Are you looking for creative inspiration? Perhaps you are stumped in your arts workshop or blocked when you sit down to write? Then embrace the great outdoors to find the spark you need! The SciencesPo workload might make a week-long camping adventure out of the question, but try waking up early one weekend morning to take a long walk.
I recommend the trek to Sacy, a village on the outskirts of Reims. About an hour’s walk along a winding road, Sacy’s quaint vibe makes it worth the walk. Follow these directions to get there mindfully.
But first, a serious warning: a majority of the walk has no sidewalks, so you walk on the side of the road or on the grass. Be aware of your surroundings so you are not hit by oncoming traffic. Look both ways if you cross a street, and walk during daylight hours.
On my first Sacy ramble I set out, tired and cold, with a friend around nine in the morning on a Saturday. Heed my advice – wear a hat, especially in winter, and get some sleep the night before. We took the B tram to Champagne-Ardenne TGV station, from the Opera. The tram takes approximately 20 minutes or you can walk to the train station in about an hour if you are looking to make your trip longer.

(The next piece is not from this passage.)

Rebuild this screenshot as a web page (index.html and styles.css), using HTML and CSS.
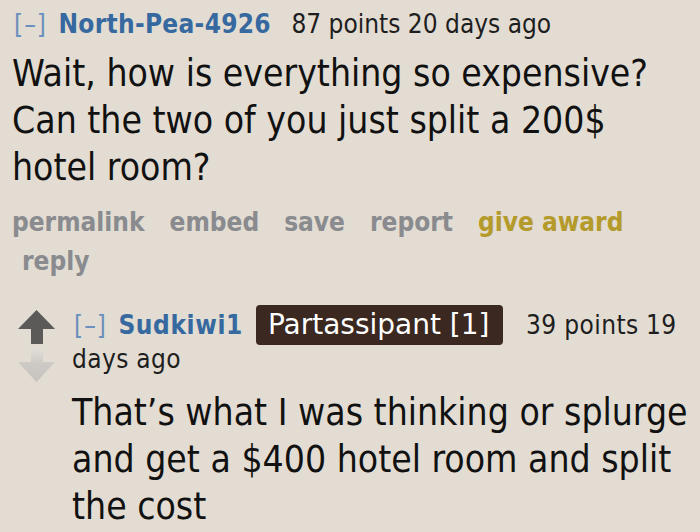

When you arrive at the Champagne-Ardenne TGV station, don’t follow all of the train-bound people up the hill. Instead, turn left and walk around the parking lot and onto the street crossing the highway. I know it looks like a tempting shortcut, but don’t attempt to cross the parking lot! There is a fence, and you will be forced to turn around and go back the way you came (like I was). Here is a picture of the fence so you know what to avoid.
Leaving the sidewalk for the road was definitely one of the scarier parts of the journey. It felt ridiculously symbolic – a confirmation of leaving the familiar Reims/Sciences Po bubble for the unknown. This is because the first stretch of road crosses over the highway. As you look down onto the highway it is clear you are leaving the stress of everyday life behind. There’s a little mini-sidewalk/ledge. Walk on it so as not to be directly in the street, and most cars will be courteous and move over if there are no other cars on the road. Luckily at nine thirty on a Saturday morning, there are not many cars on the road.

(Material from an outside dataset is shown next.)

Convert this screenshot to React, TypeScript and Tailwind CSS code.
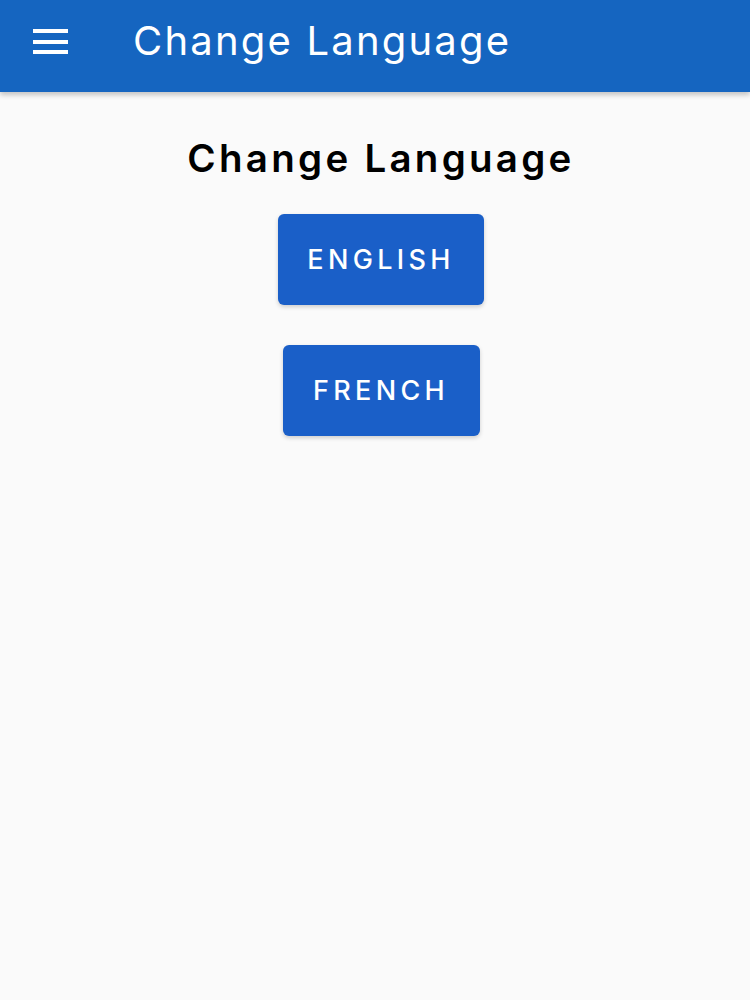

After crossing the highway, follow the same road you’re on until you get to Sacy. It’s that easy. You can also detour along the way to get a better look at the scenery.
Take, for instance, this beer can. Who threw it there? What does it say about society? As Bruno Cousin aptly taught us, sociology looks into the mundane. Stop and observe. Be aware of all your surroundings, even the things you might normally look past. If you want to help the environment, pick up the litter! Or if you are interested in art, maybe you could take the can home to make art of your own.
Look out for the more obvious art to be seen on this walk, such as the graffiti painted onto farming equipment. Colorful and inspirational (a true feat!), consider leaving the side of the road to better investigate what exactly this work says to you. Or look at the situation sociologically. Why is there a painting on farming equipment? Why does it say “Dream?” Does it inspire you? Reflecting on your surroundings will help you focus on the now and relieve some of the everyday stress.
When you stop for a moment to appreciate the walk, you may be taken in by the natural beauty of the country roads. Perhaps the unfamiliar outdoors is working its magic. You are seeing the world differently, hopefully feeling more mindful and creative, as you break from routine. Isn’t this the reason you decided to give up that cozy, weekend lie-in?
After passing these landmarks, you’re much closer to the seemingly far-away village than you thought. Walk past the champagne houses and see if you recognize any of the brands. Eventually, you will come across the sign heralding your official entry into Sacy, a premier cru.
Your destination beckons. Notice the town’s Champagne heritage – immediately evident not only by the decorative barrels and murals along the road, but also by the sheer amount of champagne houses on the streets. There are perhaps nineteen in the town. If time permits and you want to soak up a little more of Sacy, take a tour of one of the houses. Or, you could find the box-like fish pond and ponder the life of a fish, take a dip in the fountain (if it’s warm), walk up to the church, head for a cup of tea at the chateau, or indulge in a croissant from the boulangerie.
Depending on how deeply you delve into the village, your overall adventure may take longer than the promised two hours. But when you return to Reims, I hope that you will have found some creative inspiration and feel it was time well spent.